A memoir of sweeping diasporic breadth, Kerry Hudson’s Lowborn: Growing Up, Getting Away and Returning to Britain’s Poorest Towns spans the length of the UK, from Aberdeen to Canterbury. Across twenty-five chapters,
Hudson revisits ten towns from her youth, juxtaposing her childhood of relentless poverty with her present-day
middle-class comfort. An imagery-rich odyssey, Hudson navigates shifting social circles and economic landscapes, culminating in profound personal revelations and polemical commentaries that grapple with the question: What does it really mean to be poor in Britain today? A landmark report recently published by the Social Metrics Commission has revealed more than one in three children and a quarter of adults are currently living in poverty in the UK – the highest levels recorded. Tragically, Hudson’s memoir has only grown more relevant since its first publication in 2019. While mainstream narratives of poverty often dehumanise, reducing those who are struggling to objects of scorn, ridicule, or scapegoating, Hudson’s memoir offers a contrast. She presents each individual - no matter how fleeting their role - as fully realised and delicately nuanced. It is the kind of memoir that lingers long after the final page is turned, leaving readers with
the sense that they have held the weight of many lives within their hands.
Hudson’s mother, for example - whom Hudson is now estranged from - is a woman who ‘loves to dance’, who has a ‘huge, bellowing, dirty laugh’, ‘full of irrepressible life’, but who is also ‘extremely, possibly irretrievably, vulnerable
and fractured, and extraordinarily naïve’. Hudson writes: ‘I understand well enough that apologies only come when there is blame, and there is no one to blame for the hardship of my childhood.’
In an unconventional opening, Hudson invites her readers into a dialogical relationship from the beginning of her memoir. She asks:
"Shall we start with a happy ending? I made it. I rose. I escaped poverty. I escaped bad food because
that’s all you can afford. I escaped threadbare clothes and too-tight shoes. I escaped drinking or
drugging myself into oblivion because…because."
The ‘all-encompassing, grinding, brutal and often dehumanising’ experiences of poverty that characterised Hudson’s childhood have left her unable to reconcile her ‘now’ with her past. She describes ‘this vertiginous feeling as belonging nowhere and to no one, neither “back there” nor truly “here”.’
The sociological challenges that can arise from a life of crossing class borders often manifest as psychological burdens, which Hudson articulates with a self-effacing, reticent sense of duty. On the one hand, there can be feelings of guilt surrounding the ‘escape’ from one’s roots – a kind of betrayal toward a larger community – while, on the other hand, there is pride and delight in having ‘pulled off’ the escape, especially when success stories are so rare. How can an individual cross these borders of inequality while still cultivating a sense of mutual respect? A straightforward answer may be unobtainable, but Hudson certainly begins to craft a response to this paradox. Her seamless weaving between the personal and the political, using her own experiences as a lens for wider social commentary, alongside the tender descriptions of individuals within her narrative, imbues her prose with a crystalline quality, even when addressing the murky ethics of such topics.

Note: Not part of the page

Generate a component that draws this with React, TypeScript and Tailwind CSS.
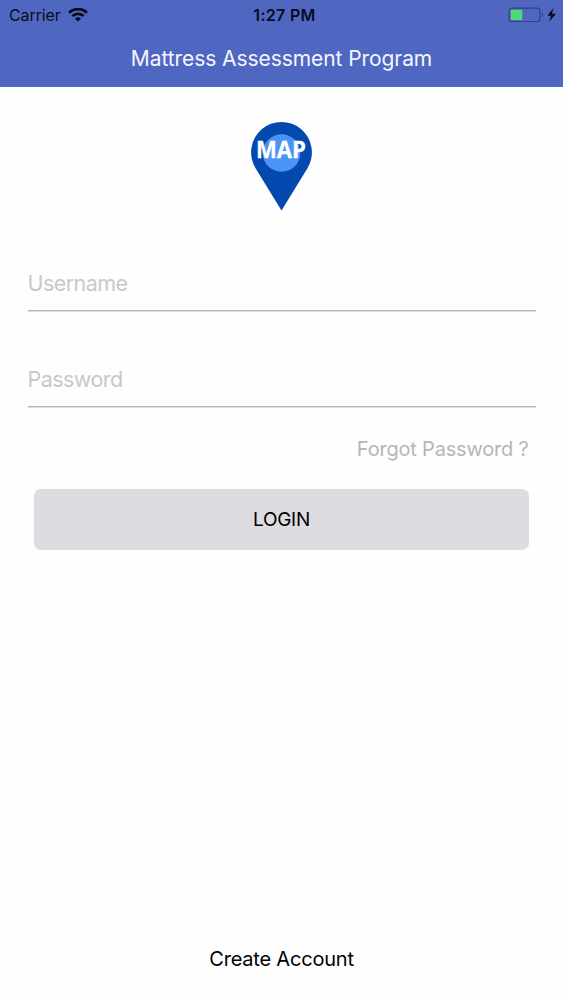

When Hudson returns to Great Yarmouth, the new residents of her old home notice her standing outside, gazing at the house. Intrigued, they warmly invite her in - a kindness that is both touching and emblematic of the generosity Hudson encounters repeatedly throughout her travels. Staring at the woman now occupying her old home, Hudson reflects that the life she had been avoiding, the one she ‘was so desperately scared of having’, doesn’t seem so bad after all. Despite its hardships, this woman ‘wore it’.
A memoir testifying to countless individuals who excel despite extraordinarily difficult circumstances, Hudson reflects:
"It seemed to me that from the moment a child is born, the very moment it comes out scratching and covered
in shit and blood and the pulverised insides of its mother, if that child is born on the margins, if the mother is defenceless and poor, then the struggle begins as soon as the first air burns into its tiny lungs."
Dialogically tender and expertly crafted, Hudson orchestrates a dynamic interplay between running toward an evolving future and returning to face the unresolved past. Grinding poverty is hermetic: it renders individuals as spectators of their own lives rather than active participants. Hudson’s ability to narrate a story so devastating – a damning indictment of Britain’s ever-widening inequalities – while leaving her readers with an impression of warmth, resilience, and crystalline, unassuming poise is a testament to her remarkable talent.